* [What is needed]: Gather all lines from the material that contain the word "page".

* [Given information]:
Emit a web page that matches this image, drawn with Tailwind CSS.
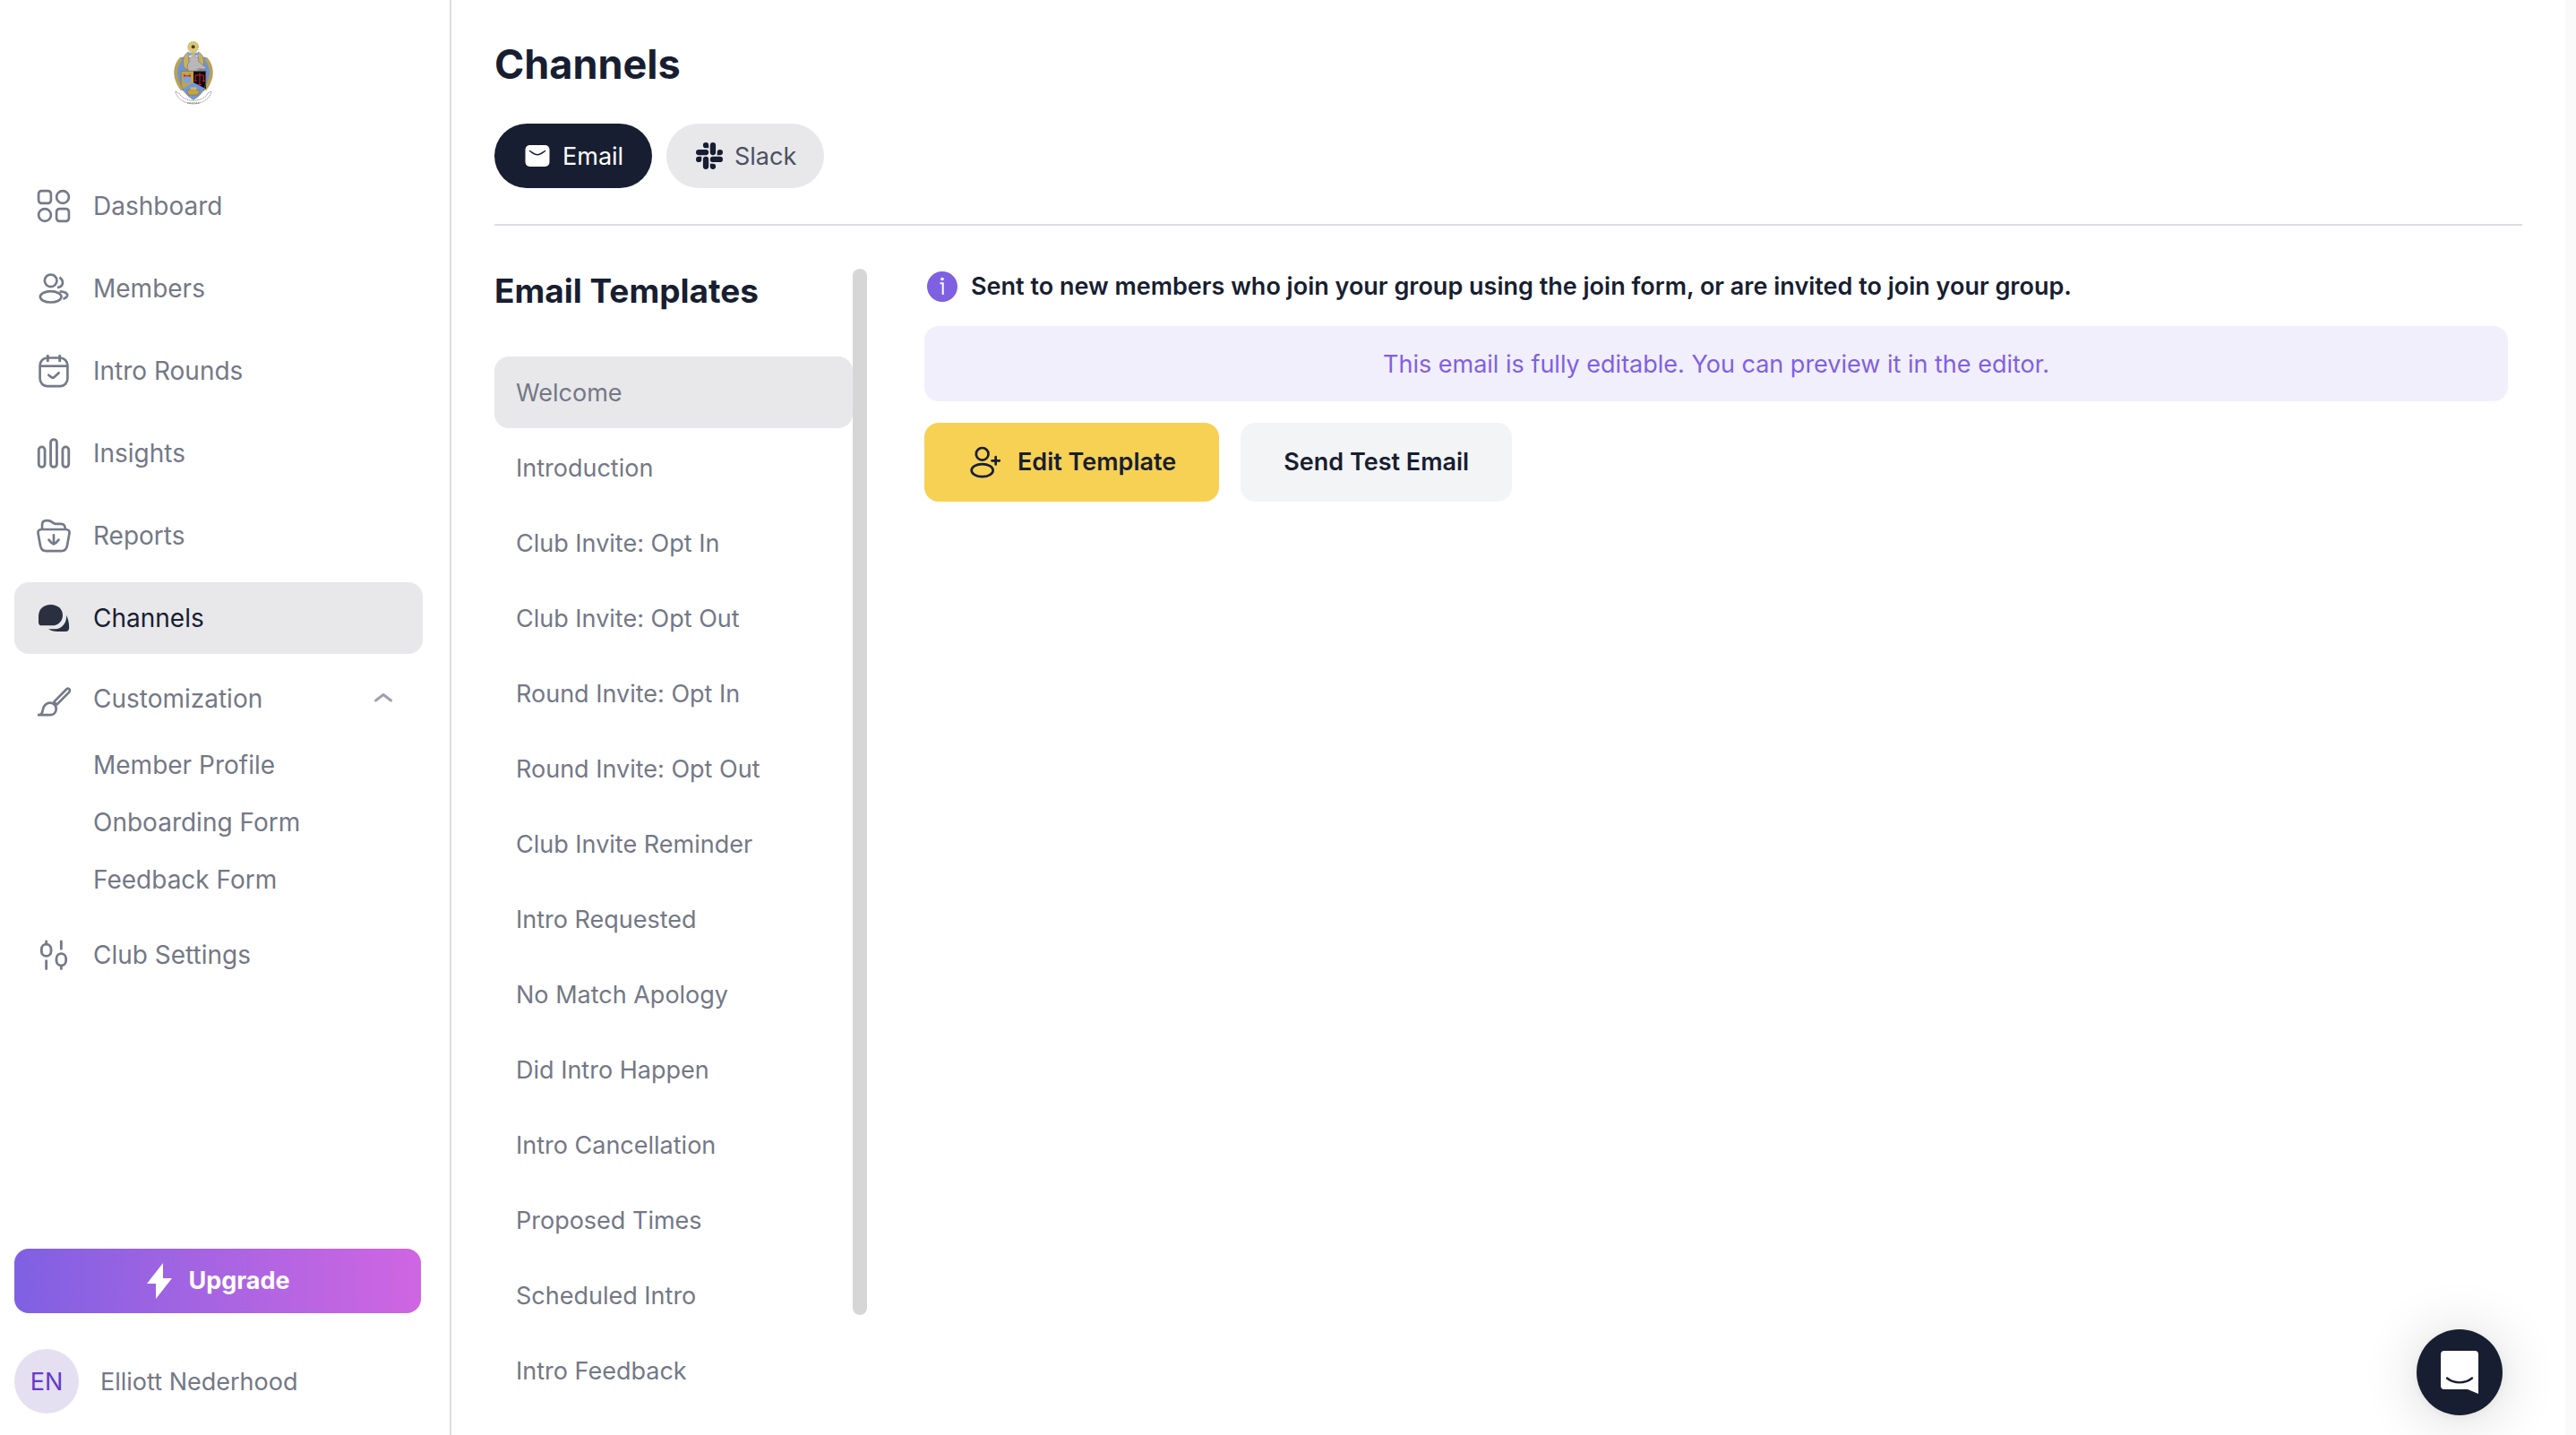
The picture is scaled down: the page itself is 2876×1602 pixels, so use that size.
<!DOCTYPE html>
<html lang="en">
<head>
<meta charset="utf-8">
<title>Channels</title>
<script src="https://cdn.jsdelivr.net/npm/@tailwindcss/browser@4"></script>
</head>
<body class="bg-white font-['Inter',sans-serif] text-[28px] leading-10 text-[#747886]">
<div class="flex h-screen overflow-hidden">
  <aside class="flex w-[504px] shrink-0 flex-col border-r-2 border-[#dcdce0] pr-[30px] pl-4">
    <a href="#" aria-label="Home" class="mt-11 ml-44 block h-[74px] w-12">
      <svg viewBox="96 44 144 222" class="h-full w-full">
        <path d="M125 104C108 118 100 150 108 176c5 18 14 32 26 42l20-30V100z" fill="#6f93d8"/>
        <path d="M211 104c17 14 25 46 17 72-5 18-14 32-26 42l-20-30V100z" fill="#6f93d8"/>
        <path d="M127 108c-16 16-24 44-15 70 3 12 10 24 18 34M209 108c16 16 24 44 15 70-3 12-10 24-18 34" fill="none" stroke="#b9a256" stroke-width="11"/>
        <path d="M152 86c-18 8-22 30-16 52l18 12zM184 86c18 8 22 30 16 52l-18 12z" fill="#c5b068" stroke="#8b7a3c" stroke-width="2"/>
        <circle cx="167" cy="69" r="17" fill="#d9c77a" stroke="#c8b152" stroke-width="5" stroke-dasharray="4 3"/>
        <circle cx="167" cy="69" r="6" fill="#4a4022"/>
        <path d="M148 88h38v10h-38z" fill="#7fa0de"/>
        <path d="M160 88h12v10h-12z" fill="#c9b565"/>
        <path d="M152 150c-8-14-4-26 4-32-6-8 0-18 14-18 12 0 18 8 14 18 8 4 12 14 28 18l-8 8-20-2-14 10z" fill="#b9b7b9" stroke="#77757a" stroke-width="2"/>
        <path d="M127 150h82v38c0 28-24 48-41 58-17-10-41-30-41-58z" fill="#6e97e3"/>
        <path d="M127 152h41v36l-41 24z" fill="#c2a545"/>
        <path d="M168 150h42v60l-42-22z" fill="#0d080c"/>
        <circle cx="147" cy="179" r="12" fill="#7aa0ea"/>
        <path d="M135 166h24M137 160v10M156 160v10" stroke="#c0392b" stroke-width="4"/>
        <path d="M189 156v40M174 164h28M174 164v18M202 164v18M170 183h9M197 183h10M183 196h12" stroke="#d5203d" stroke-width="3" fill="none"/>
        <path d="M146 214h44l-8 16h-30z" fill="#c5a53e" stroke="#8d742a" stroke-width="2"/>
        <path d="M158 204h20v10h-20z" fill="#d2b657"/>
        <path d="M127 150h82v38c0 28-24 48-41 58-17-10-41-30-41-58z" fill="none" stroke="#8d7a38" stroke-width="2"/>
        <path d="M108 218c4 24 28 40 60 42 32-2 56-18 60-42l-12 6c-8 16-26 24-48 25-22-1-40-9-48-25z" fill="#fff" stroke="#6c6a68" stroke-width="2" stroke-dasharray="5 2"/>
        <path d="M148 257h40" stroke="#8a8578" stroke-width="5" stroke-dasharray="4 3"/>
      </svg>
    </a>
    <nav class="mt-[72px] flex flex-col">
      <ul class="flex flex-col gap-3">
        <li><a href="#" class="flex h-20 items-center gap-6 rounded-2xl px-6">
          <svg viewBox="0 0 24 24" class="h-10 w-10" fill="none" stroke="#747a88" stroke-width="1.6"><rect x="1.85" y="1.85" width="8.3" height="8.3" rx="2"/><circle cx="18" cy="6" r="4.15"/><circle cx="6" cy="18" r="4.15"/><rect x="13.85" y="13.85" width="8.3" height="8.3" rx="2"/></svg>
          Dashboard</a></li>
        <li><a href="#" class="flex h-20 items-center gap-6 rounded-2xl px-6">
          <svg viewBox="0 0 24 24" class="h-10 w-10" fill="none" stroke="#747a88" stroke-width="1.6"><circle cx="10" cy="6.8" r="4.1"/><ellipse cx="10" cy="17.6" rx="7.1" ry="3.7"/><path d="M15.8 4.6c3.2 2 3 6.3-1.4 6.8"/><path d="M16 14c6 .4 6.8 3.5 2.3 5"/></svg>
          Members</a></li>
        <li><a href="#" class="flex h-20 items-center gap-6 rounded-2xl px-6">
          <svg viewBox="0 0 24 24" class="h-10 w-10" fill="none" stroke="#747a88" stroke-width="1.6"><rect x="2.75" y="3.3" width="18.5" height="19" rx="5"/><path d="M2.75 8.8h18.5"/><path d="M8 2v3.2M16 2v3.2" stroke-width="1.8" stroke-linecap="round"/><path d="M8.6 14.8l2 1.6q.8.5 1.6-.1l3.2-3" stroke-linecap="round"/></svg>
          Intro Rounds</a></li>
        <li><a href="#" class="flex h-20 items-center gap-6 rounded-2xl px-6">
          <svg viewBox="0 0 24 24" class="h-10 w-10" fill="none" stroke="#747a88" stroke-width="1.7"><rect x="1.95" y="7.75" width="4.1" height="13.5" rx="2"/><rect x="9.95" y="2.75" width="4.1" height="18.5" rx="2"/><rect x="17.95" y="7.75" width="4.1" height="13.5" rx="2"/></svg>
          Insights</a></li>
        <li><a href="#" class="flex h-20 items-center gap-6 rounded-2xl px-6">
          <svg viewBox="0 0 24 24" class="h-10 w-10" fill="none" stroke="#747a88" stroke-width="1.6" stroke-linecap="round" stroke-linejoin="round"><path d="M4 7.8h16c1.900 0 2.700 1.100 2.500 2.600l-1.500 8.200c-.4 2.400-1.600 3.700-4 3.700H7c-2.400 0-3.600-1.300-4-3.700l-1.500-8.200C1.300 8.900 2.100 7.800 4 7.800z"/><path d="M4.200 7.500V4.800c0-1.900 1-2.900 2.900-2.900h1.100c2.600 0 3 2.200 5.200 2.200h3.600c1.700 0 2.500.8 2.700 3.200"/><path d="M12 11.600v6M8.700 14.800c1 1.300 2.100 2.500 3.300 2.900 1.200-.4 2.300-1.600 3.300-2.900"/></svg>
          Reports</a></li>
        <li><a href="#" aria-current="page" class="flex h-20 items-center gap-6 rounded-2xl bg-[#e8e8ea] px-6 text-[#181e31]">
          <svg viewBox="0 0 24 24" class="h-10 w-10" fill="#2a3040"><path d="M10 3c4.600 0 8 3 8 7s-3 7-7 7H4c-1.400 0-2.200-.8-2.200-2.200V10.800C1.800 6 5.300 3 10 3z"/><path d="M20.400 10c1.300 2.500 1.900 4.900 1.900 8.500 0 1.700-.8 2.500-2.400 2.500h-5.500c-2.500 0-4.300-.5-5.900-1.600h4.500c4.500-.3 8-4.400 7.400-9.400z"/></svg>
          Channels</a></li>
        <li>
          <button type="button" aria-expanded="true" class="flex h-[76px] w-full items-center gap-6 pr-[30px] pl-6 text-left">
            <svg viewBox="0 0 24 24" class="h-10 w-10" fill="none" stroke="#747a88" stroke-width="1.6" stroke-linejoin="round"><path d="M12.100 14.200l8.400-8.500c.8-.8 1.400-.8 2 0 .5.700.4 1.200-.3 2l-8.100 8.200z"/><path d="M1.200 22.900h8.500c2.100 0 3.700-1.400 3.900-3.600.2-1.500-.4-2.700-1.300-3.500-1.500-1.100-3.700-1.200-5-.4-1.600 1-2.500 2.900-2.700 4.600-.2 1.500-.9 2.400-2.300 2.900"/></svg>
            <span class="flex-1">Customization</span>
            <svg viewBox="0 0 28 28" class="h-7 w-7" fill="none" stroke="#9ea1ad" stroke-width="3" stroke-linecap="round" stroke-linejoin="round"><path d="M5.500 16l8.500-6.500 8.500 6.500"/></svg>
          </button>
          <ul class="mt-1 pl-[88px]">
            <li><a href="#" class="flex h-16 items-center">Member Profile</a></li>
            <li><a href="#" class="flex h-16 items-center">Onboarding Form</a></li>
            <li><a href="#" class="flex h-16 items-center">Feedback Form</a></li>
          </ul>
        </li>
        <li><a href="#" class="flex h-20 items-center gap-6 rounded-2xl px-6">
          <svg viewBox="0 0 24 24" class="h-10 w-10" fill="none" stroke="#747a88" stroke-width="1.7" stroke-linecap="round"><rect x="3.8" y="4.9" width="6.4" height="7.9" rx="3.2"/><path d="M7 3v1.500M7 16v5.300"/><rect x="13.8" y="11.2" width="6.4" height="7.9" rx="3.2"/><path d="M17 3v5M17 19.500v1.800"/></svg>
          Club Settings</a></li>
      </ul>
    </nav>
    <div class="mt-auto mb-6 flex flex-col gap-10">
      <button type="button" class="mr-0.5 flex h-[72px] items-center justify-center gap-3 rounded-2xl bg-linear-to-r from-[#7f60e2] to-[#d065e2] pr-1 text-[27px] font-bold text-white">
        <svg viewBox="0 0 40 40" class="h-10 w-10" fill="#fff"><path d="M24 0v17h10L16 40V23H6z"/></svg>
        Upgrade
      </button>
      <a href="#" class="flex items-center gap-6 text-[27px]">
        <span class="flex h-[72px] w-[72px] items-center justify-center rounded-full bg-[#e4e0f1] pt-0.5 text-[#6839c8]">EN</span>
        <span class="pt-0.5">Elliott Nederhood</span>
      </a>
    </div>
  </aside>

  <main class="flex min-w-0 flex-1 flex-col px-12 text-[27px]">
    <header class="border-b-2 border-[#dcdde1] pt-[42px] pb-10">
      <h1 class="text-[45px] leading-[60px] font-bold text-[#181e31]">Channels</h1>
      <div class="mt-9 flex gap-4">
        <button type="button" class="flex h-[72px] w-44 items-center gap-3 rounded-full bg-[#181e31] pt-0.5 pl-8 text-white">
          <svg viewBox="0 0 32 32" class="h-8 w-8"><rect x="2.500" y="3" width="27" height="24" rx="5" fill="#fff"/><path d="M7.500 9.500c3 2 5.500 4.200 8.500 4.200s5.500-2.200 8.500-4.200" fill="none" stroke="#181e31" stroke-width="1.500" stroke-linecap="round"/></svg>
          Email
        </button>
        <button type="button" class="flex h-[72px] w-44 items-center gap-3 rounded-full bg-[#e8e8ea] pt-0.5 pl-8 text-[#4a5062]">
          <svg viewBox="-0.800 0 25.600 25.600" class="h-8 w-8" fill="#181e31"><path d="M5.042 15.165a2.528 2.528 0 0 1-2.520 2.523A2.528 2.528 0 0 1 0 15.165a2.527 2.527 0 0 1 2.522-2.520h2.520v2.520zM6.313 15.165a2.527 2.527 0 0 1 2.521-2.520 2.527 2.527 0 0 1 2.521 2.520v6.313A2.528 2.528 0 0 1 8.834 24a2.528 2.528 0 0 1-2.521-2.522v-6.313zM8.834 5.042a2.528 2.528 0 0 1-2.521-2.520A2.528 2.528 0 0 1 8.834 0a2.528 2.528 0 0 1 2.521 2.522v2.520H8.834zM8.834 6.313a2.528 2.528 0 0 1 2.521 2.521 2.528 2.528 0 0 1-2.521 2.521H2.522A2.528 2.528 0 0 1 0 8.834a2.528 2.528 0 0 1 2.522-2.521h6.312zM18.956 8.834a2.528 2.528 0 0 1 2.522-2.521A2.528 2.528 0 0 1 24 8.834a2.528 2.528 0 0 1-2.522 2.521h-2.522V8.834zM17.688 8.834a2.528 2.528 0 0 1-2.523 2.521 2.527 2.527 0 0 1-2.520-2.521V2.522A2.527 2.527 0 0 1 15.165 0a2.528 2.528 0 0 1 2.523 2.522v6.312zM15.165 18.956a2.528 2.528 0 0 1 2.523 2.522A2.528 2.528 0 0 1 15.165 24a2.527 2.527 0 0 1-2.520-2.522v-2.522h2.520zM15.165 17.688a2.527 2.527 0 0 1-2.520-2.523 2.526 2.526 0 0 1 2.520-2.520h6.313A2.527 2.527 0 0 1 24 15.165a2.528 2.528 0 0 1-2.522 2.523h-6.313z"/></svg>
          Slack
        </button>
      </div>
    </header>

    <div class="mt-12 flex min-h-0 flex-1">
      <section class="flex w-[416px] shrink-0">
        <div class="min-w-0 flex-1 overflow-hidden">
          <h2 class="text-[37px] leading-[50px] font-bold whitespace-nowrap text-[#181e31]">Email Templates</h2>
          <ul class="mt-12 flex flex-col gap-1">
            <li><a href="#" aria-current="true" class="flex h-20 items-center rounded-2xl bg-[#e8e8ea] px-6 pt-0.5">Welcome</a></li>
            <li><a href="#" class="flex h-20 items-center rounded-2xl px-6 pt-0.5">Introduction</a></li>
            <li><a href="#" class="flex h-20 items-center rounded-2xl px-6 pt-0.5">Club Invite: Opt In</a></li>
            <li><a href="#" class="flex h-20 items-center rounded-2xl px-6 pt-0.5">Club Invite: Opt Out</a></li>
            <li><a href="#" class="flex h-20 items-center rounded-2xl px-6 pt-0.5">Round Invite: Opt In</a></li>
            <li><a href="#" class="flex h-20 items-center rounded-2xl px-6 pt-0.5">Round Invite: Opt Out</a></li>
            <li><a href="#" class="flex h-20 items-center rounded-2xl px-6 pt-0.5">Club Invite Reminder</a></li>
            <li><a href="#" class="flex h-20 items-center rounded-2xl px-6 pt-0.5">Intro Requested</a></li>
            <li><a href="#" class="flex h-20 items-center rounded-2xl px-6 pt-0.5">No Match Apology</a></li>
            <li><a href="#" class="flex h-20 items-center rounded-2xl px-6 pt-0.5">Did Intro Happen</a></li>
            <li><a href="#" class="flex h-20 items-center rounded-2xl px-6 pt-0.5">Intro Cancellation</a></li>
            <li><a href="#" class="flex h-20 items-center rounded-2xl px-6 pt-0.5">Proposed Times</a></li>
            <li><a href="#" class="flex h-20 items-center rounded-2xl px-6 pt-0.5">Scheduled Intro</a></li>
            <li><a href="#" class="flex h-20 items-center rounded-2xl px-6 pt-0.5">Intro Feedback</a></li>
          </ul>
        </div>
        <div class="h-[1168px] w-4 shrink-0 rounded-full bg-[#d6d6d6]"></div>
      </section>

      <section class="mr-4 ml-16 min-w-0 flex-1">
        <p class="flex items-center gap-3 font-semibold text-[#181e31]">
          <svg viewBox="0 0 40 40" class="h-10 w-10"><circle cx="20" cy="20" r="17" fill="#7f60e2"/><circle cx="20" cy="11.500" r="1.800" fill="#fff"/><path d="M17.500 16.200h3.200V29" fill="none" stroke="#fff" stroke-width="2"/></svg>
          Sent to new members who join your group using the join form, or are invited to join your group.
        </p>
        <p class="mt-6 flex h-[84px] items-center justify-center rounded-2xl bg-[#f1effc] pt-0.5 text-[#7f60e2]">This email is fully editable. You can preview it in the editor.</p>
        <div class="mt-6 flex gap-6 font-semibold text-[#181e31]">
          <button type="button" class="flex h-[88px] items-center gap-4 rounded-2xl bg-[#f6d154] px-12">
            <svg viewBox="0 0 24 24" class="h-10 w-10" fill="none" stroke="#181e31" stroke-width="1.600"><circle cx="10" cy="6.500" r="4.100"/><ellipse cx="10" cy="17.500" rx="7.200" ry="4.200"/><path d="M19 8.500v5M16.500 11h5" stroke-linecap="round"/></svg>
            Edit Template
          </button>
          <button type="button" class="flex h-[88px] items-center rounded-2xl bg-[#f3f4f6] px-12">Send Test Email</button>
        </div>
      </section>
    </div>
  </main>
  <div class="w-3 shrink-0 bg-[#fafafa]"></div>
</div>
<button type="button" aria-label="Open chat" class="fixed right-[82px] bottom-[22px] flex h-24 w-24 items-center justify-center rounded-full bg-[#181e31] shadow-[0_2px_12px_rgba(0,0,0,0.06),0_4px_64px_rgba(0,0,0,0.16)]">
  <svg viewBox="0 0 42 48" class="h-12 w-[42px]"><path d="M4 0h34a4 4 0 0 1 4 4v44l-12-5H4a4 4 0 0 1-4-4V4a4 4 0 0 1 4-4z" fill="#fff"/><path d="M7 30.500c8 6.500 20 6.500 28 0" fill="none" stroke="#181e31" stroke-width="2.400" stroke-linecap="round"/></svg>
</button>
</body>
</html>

* [Solution for this problem]:
Emit a web page that matches this image, drawn with Tailwind CSS.
The picture is scaled down: the page itself is 2876×1602 pixels, so use that size.
        <li><a href="#" aria-current="page" class="flex h-20 items-center gap-6 rounded-2xl bg-[#e8e8ea] px-6 text-[#181e31]">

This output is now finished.